花はどこへ行った

「海辺にて」水彩(制作中)

BBC記者のウクライナ戦争最前線、ウクライナ側からの現地取材のワンシーン。兵士の傍に行きつくまで、ほんの少しの時間ですが、周囲の風景もカメラの揺れの中、視界にはいってきます。腰くらいの高さでしょうか、わりに背の高い草が、畑の中の小さな道のわきにずっと生えていて、そこに白い花がたくさん咲いて微風にゆらゆら揺れています。その花の下で、兵士は腹這いになって銃を連射しているのです。映像を見た瞬間、思わず「花はどこへ行った」のメロディーを思い出しました。

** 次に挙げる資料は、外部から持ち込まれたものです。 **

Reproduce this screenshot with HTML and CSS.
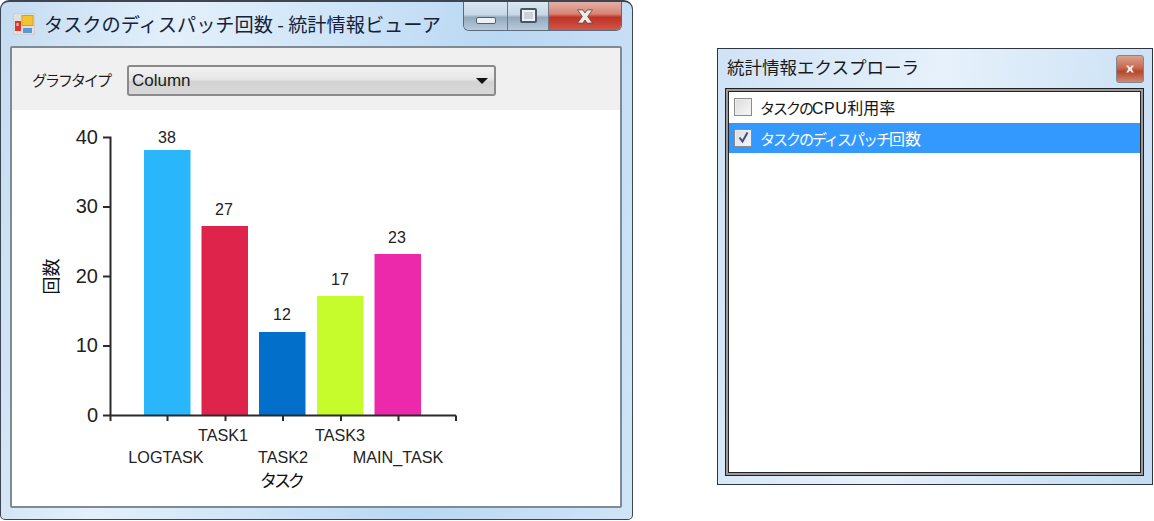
FILE: index.html
```html
<!DOCTYPE html>
<html lang="ja">
<head>
    <meta charset="UTF-8">
    <meta name="viewport" content="width=device-width, initial-scale=1.0">
    <title>統計情報ビューア</title>
    <link rel="stylesheet" href="styles.css">
</head>
<body>
    <div class="page">
        <!-- グラフのウィンドウ -->
        <section class="viewer">
            <header class="viewer-title">
                <svg class="app-icon" width="22" height="22" viewBox="0 0 22 22">
                    <rect x="0.5" y="0.5" width="21" height="21" fill="#dfdfdf" stroke="#cfcfcf"/>
                    <rect x="2" y="8" width="6" height="10" fill="#d8382c"/>
                    <rect x="3.5" y="10" width="2" height="3" fill="#f6c5bd"/>
                    <rect x="9" y="2.500" width="11" height="10" fill="#f4c430" stroke="#d79f1e"/>
                    <rect x="10" y="15" width="9" height="5" fill="#5a96d8"/>
                </svg>
                <h1 class="viewer-name">タスクのディスパッチ回数 - 統計情報ビューア</h1>
                <div class="caption-buttons">
                    <div class="caption-btn caption-min"><span class="min-glyph"></span></div>
                    <div class="caption-btn caption-max"><span class="max-glyph"></span></div>
                    <div class="caption-btn caption-close">
                        <svg width="20" height="15" viewBox="0 0 22 17">
                            <path d="M2.500 1h6l2.500 3.500L13.500 1h6l-5.500 7.500 5.500 7.500h-6L11 12.500 8.500 16h-6L8 8.500z" fill="#f1ecec" stroke="#6f4644" stroke-width="1"/>
                        </svg>
                    </div>
                </div>
            </header>
            <div class="viewer-client">
                <div class="toolbar">
                    <span class="toolbar-label">グラフタイプ</span>
                    <div class="combo">
                        <span>Column</span>
                        <span class="combo-arrow"></span>
                    </div>
                </div>
                <div class="chart-area">
                    <svg class="chart" width="608" height="395" viewBox="12 110 608 395">
                        <g class="bars">
                            <rect x="144" y="150" width="46.5" height="265" fill="#29b6fb"/>
                            <rect x="201.500" y="226" width="46.500" height="189" fill="#de244b"/>
                            <rect x="259" y="332" width="46.500" height="83" fill="#026fcb"/>
                            <rect x="317" y="296" width="46.500" height="119" fill="#c6fb2c"/>
                            <rect x="374.500" y="254" width="46.500" height="161" fill="#ec29aa"/>
                        </g>
                        <path class="axis" d="M103 137.500H110.500V415M103 207H110M103 276.500H110M103 346H110M103 415.500H456M110.500 415.500V421M167.500 415.500V421M225.500 415.500V421M283 415.500V421M341 415.500V421M398.500 415.500V421M456 415.500V421"/>
                        <g class="y-labels">
                            <text x="98" y="144">40</text>
                            <text x="98" y="213">30</text>
                            <text x="98" y="283">20</text>
                            <text x="98" y="352">10</text>
                            <text x="98" y="422">0</text>
                        </g>
                        <g class="values">
                            <text x="167" y="143">38</text>
                            <text x="224" y="215">27</text>
                            <text x="282" y="320">12</text>
                            <text x="340" y="285">17</text>
                            <text x="397" y="243">23</text>
                        </g>
                        <g class="x-labels">
                            <text x="166" y="463">LOGTASK</text>
                            <text x="223" y="441">TASK1</text>
                            <text x="283" y="463">TASK2</text>
                            <text x="340" y="441">TASK3</text>
                            <text x="398" y="463">MAIN_TASK</text>
                        </g>
                        <text class="axis-title axis-title-x" x="281" y="487">タスク</text>
                        <text class="axis-title axis-title-y" transform="translate(58 276.500) rotate(-90)">回数</text>
                    </svg>
                </div>
            </div>
        </section>

        <!-- エクスプローラ -->
        <section class="explorer">
            <header class="explorer-title">
                <h2 class="explorer-name">統計情報エクスプローラ</h2>
                <div class="tool-close">
                    <svg width="10" height="8" viewBox="0 0 10 8">
                        <path d="M1 0.500h2.300l1.700 2 1.700-2H9L6.500 4 9 7.500H6.700L5 5.500l-1.700 2H1L3.500 4z" fill="#f4eeee"/>
                    </svg>
                </div>
            </header>
            <div class="explorer-frame">
                <ul class="stat-list">
                    <li class="stat-row">
                        <span class="check"></span>
                        <span><span class="kana">タスクの</span><span class="latin">CPU</span>利用率</span>
                    </li>
                    <li class="stat-row stat-row-selected">
                        <span class="check">
                            <svg width="13" height="13" viewBox="0 0 13 13">
                                <path d="M2.500 6.500l3 4 5-9" fill="none" stroke="#3a4a8c" stroke-width="2"/>
                            </svg>
                        </span>
                        <span><span class="kana">タスクのディスパッチ</span>回数</span>
                    </li>
                </ul>
            </div>
        </section>
    </div>
</body>
</html>
```

FILE: styles.css
```css
* {
    box-sizing: border-box;
}
body {
    margin: 0;
    padding: 0;
    background-color: #fff;
    font-family: "Noto Sans CJK JP", "Liberation Sans", sans-serif;
    color: #1a1a1a;
}
.page {
    display: flex;
    align-items: flex-start;
    width: 1154px;
    height: 521px;
    overflow: hidden;
}

/* グラフのウィンドウ */
.viewer {
    display: flex;
    flex-direction: column;
    width: 633px;
    height: 520px;
    padding: 0 10px 11px 9px;
    border: 1px solid #3d4650;
    border-top-width: 2px;
    border-radius: 9px 9px 5px 5px;
    background: linear-gradient(100deg, #c4dcf1 0%, #e3f0fb 25%, #b9d8f3 70%, #cfe4f7 100%);
}
.viewer-title {
    display: flex;
    align-items: flex-start;
    height: 44px;
    flex-shrink: 0;
}
.app-icon {
    margin: 11px 0 0 3px;
}
.viewer-name {
    margin: 7px 0 0 9px;
    font-size: 19.200px;
    line-height: 30px;
    font-weight: 400;
    white-space: nowrap;
    color: #15233a;
}
.caption-buttons {
    display: flex;
    height: 29px;
    margin-left: auto;
    border: 1px solid #5b6a7b;
    border-top: none;
    border-radius: 0 0 6px 6px;
    overflow: hidden;
}
.caption-btn {
    display: flex;
    align-items: center;
    justify-content: center;
    height: 100%;
}
.caption-min,
.caption-max {
    background: linear-gradient(#dbe8f3 0%, #c8d8e6 45%, #93a8bc 55%, #b8cbdc 100%);
    border-right: 1px solid #6c7a88;
}
.caption-min {
    width: 44px;
}
.caption-max {
    width: 41px;
}
.caption-close {
    width: 72px;
    background: linear-gradient(#e3b0a6 0%, #d98474 42%, #bf3224 55%, #d0584a 100%);
}
.min-glyph {
    display: block;
    width: 20px;
    height: 7px;
    margin-top: 8px;
    background: #eef1f4;
    border: 1px solid #54606d;
    border-radius: 2px;
}
.max-glyph {
    display: block;
    width: 17px;
    height: 15px;
    margin-top: -1px;
    background: #c9d3dd;
    border: 2px solid #4a5664;
    border-radius: 2px;
    box-shadow: inset 0 0 0 2px #eef2f6;
}
.viewer-client {
    flex: 1;
    display: flex;
    flex-direction: column;
    border: 2px solid #7e8a96;
    border-radius: 2px;
    background: #fff;
}
.toolbar {
    display: flex;
    align-items: center;
    height: 62px;
    padding: 3px 0 0 20px;
    background: #f0f0f0;
    flex-shrink: 0;
}
.toolbar-label {
    width: 95px;
    margin-top: -2px;
    font-size: 15px;
    letter-spacing: -2px;
    color: #1c1c1c;
}
.combo {
    display: flex;
    align-items: center;
    justify-content: space-between;
    width: 369px;
    height: 31px;
    padding: 0 6px 0 3px;
    border: 2px solid #8a8a8a;
    border-radius: 3px;
    background: linear-gradient(#f2f2f2 0%, #e6e6e6 45%, #d2d2d2 55%, #d8d8d8 100%);
    font-family: "Liberation Sans", sans-serif;
    font-size: 17px;
}
.combo-arrow {
    width: 0;
    height: 0;
    border-left: 6px solid transparent;
    border-right: 6px solid transparent;
    border-top: 6px solid #111;
}
.chart-area {
    flex: 1;
    min-height: 0;
}
.chart {
    display: block;
}
.axis {
    fill: none;
    stroke: #2a2a2a;
    stroke-width: 2;
}
.y-labels text {
    font-family: "Liberation Sans", sans-serif;
    font-size: 20px;
    text-anchor: end;
    fill: #222;
}
.values text,
.x-labels text {
    font-family: "Liberation Sans", sans-serif;
    font-size: 16px;
    text-anchor: middle;
    fill: #222;
}
.x-labels text {
    font-size: 16.200px;
}
.axis-title {
    text-anchor: middle;
    fill: #111;
}
.axis-title-x {
    font-size: 17px;
    letter-spacing: -3px;
}
.axis-title-y {
    font-size: 18px;
}

/* エクスプローラ */
.explorer {
    display: flex;
    flex-direction: column;
    width: 436px;
    height: 437px;
    margin: 48px 0 0 84px;
    padding: 0 8px 8px 7px;
    border: 1px solid #2d3640;
    background: linear-gradient(100deg, #cfe3f6 0%, #e6f1fb 45%, #c3dcf3 100%);
}
.explorer-title {
    display: flex;
    align-items: flex-start;
    justify-content: space-between;
    height: 39px;
    flex-shrink: 0;
}
.explorer-name {
    margin: 5px 0 0 2px;
    font-size: 17.500px;
    line-height: 26px;
    font-weight: 400;
    color: #1a1a1a;
}
.tool-close {
    display: flex;
    align-items: center;
    justify-content: center;
    width: 28px;
    height: 28px;
    margin: 6px 0 0 0;
    border: 1px solid #7d8a96;
    border-radius: 3px;
    background: linear-gradient(#dba18f 0%, #c9694f 45%, #b5482c 60%, #d08a70 100%);
}
.explorer-frame {
    flex: 1;
    border: 1px solid #222;
    box-shadow: inset 0 0 0 2px #9a9a9a, inset 0 0 0 3px #222;
    padding: 3px;
    background: #fff;
}
.stat-list {
    list-style: none;
    margin: 0;
    padding: 0;
}
.stat-row {
    display: flex;
    align-items: center;
    gap: 8px;
    height: 30.500px;
    padding-left: 5px;
    font-size: 16px;
    color: #151515;
}
.kana {
    font-size: 15px;
    letter-spacing: -2px;
}
.latin {
    font-family: "Liberation Sans", sans-serif;
    font-size: 16px;
    letter-spacing: 0.500px;
}
.stat-row-selected {
    background: #3399ff;
    color: #fff;
}
.check {
    display: flex;
    align-items: center;
    justify-content: center;
    width: 18px;
    height: 18px;
    border: 1.500px solid #8b8b8b;
    background: linear-gradient(135deg, #dcdcdc, #f7f7f7);
    box-shadow: inset 0 0 0 1px #eee;
}
```
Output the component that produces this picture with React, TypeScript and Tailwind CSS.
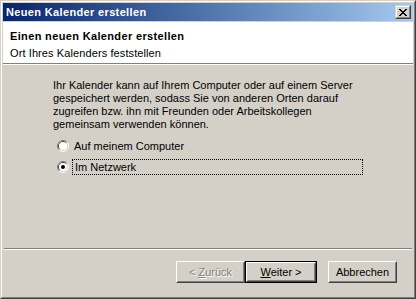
const FONT = { fontFamily: '"Liberation Sans", Arial, sans-serif' }

function CloseGlyph() {
  const rows = ["xx....xx", ".xx..xx.", "..xxxx..", "...xx...", "..xxxx..", ".xx..xx.", "xx....xx"]
  return (
    <svg width="8" height="7" viewBox="0 0 8 7" shapeRendering="crispEdges">
      {rows.map((r, y) =>
        r.split("").map((c, x) => (c === "x" ? <rect key={`${x}-${y}`} x={x} y={y} width="1" height="1" fill="#000" /> : null))
      )}
    </svg>
  )
}

function Radio({ checked }: { checked?: boolean }) {
  return (
    <svg width="12" height="12" viewBox="0 0 12 12" className="shrink-0">
      <path d="M2.11 9.89 A5.5 5.5 0 0 1 9.89 2.11" fill="none" stroke="#808080" />
      <path d="M9.89 2.11 A5.5 5.5 0 0 1 2.11 9.89" fill="none" stroke="#ffffff" />
      <path d="M2.82 9.18 A4.5 4.5 0 0 1 9.18 2.82" fill="none" stroke="#404040" />
      <path d="M9.18 2.82 A4.5 4.5 0 0 1 2.82 9.18" fill="none" stroke="#d4d0c8" />
      <circle cx="6" cy="6" r="4" fill="#fff" />
      {checked && <circle cx="6" cy="6" r="2" fill="#000" />}
    </svg>
  )
}

function Btn({ children, isDefault, className }: { children: React.ReactNode; isDefault?: boolean; className: string }) {
  if (isDefault) {
    return (
      <div className={`h-[22px] border border-black ${className}`}>
        <div className="h-full border border-t-white border-l-white border-b-[#404040] border-r-[#404040]">
          <div className="flex h-full items-center justify-center border border-t-[#d4d0c8] border-l-[#d4d0c8] border-b-[#808080] border-r-[#808080] text-[11px] leading-[13px] text-black">
            {children}
          </div>
        </div>
      </div>
    )
  }
  return (
    <div className={`h-[22px] border border-t-white border-l-white border-b-[#404040] border-r-[#404040] ${className}`}>
      <div className="flex h-full items-center justify-center border border-t-[#d4d0c8] border-l-[#d4d0c8] border-b-[#808080] border-r-[#808080] text-[11px] leading-[13px] text-black">
        {children}
      </div>
    </div>
  )
}

export default function App() {
  return (
    <div style={FONT} className="h-[299px] w-[416px] border border-t-[#d4d0c8] border-l-[#d4d0c8] border-b-[#404040] border-r-[#404040]">
      <div className="h-full border border-t-white border-l-white border-b-[#808080] border-r-[#808080]">
        <div className="flex h-full flex-col border border-[#d4d0c8] bg-[#d4d0c8]">
          {/* caption */}
          <div className="flex h-[18px] items-center justify-between bg-gradient-to-r from-[#0a246a] to-[#a6caf0] pl-[3px] pr-[2px]">
            <span className="text-[11px] font-bold leading-[13px] tracking-[0.35px] text-white">Neuen Kalender erstellen</span>
            <div className="flex h-[14px] w-[16px] border border-t-[#d4d0c8] border-l-[#d4d0c8] border-b-[#404040] border-r-[#404040]">
              <div className="flex flex-1 items-center justify-center border border-t-white border-l-white border-b-[#808080] border-r-[#808080] bg-[#d4d0c8]">
                <CloseGlyph />
              </div>
            </div>
          </div>
          <div className="h-[1px]" />
          {/* header */}
          <div className="h-[41px] bg-white pl-[7px] pt-[8px] text-[11px] leading-[13px] text-black">
            <div className="font-bold tracking-[0.35px]">Einen neuen Kalender erstellen</div>
            <div className="mt-[4px] tracking-[0.1px]">Ort Ihres Kalenders feststellen</div>
          </div>
          <div className="h-[1px] bg-[#808080]" />
          <div className="h-[1px] bg-white" />
          {/* body */}
          <div className="flex-1 pl-[50px] pt-[14px] text-[11px] leading-[13px] text-black">
            <p className="whitespace-nowrap">
              Ihr Kalender kann auf Ihrem Computer oder auf einem Server
              <br />
              gespeichert werden, sodass Sie von anderen Orten darauf
              <br />
              zugreifen bzw. ihn mit Freunden oder Arbeitskollegen
              <br />
              gemeinsam verwenden können.
            </p>
            <div className="mt-[7px] flex h-[16px] items-center pl-[4px]">
              <Radio />
              <span className="ml-[5px] leading-[16px]">Auf meinem Computer</span>
            </div>
            <div className="mt-[5px] flex h-[16px] items-center pl-[4px]">
              <Radio checked />
              <span className="ml-[3px] h-[16px] w-[291px] border border-dotted border-black pl-[2px] leading-[14px]">Im Netzwerk</span>
            </div>
          </div>
          {/* separator */}
          <div className="mx-px h-[1px] bg-[#808080]" />
          <div className="mx-px h-[1px] bg-white" />
          {/* footer */}
          <div className="flex h-[46px] items-start pl-[173px] pt-[11px]">
            <Btn className="w-[69px]">
              <span className="text-[#808080] [text-shadow:1px_1px_0_#fff]">
                &lt; <span className="underline">Z</span>urück
              </span>
            </Btn>
            <Btn isDefault className="w-[72px]">
              <span>
                <span className="underline">W</span>eiter &gt;
              </span>
            </Btn>
            <Btn className="ml-[11px] w-[69px]">Abbrechen</Btn>
          </div>
        </div>
      </div>
    </div>
  )
}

「花はどこへ行った」は、ベトナム戦争の反戦歌として、当時は世界中の若者たちに歌われました。この曲を作ったピート・シーガーは、ロシアの作家ショーロホフの「静かなドン」の一節に出てくる、ウクライナの民謡に触発されたのだそうです。両国に深く関わるこの歌こそ、いまロシアとウクライナの若者たちに最も歌って欲しい曲かもしれません。
 この曲は、戦争の当事者であるアメリカの、若い人たちのあいだであっという間に広まり、その広がりの中でアメリカの「敗戦」として20年にわたるベトナム戦争は終結したのでした。

アメリカと同じように、ロシアから反戦の意識が広がり、戦争の終結へと向かうことができるでしょうか。ぜひ、そうあって欲しいものですが、今のロシアを見る限り、反戦意識の高まりから終結へ至る道すじは想像もできません。どちらかがギブアップしない限り、1年や2年で終わるとは思えない状況です。
 ヨーロッパのの歴史をサラッと見ただけでも「30年戦争」とか「100年戦争」などの文字が見えてきます。昨年アメリカが撤退して、一応の結末を出したばかりのアフガン紛争も20年かかりました。ベトナム戦争も20年です。シリア内戦も10年以上経って、現在も続いています。この戦争もそのくらい長期にわたる可能性があると覚悟しておく必要があるかもしれません。

たくさんの命と、ドブに捨てるような莫大なお金。それをこれからの人間たちのために遣ったならば・・と誰もが思っているはずなのに、その思い、その花はなぜいつまでも、待つ人のところへ届かないのでしょうか。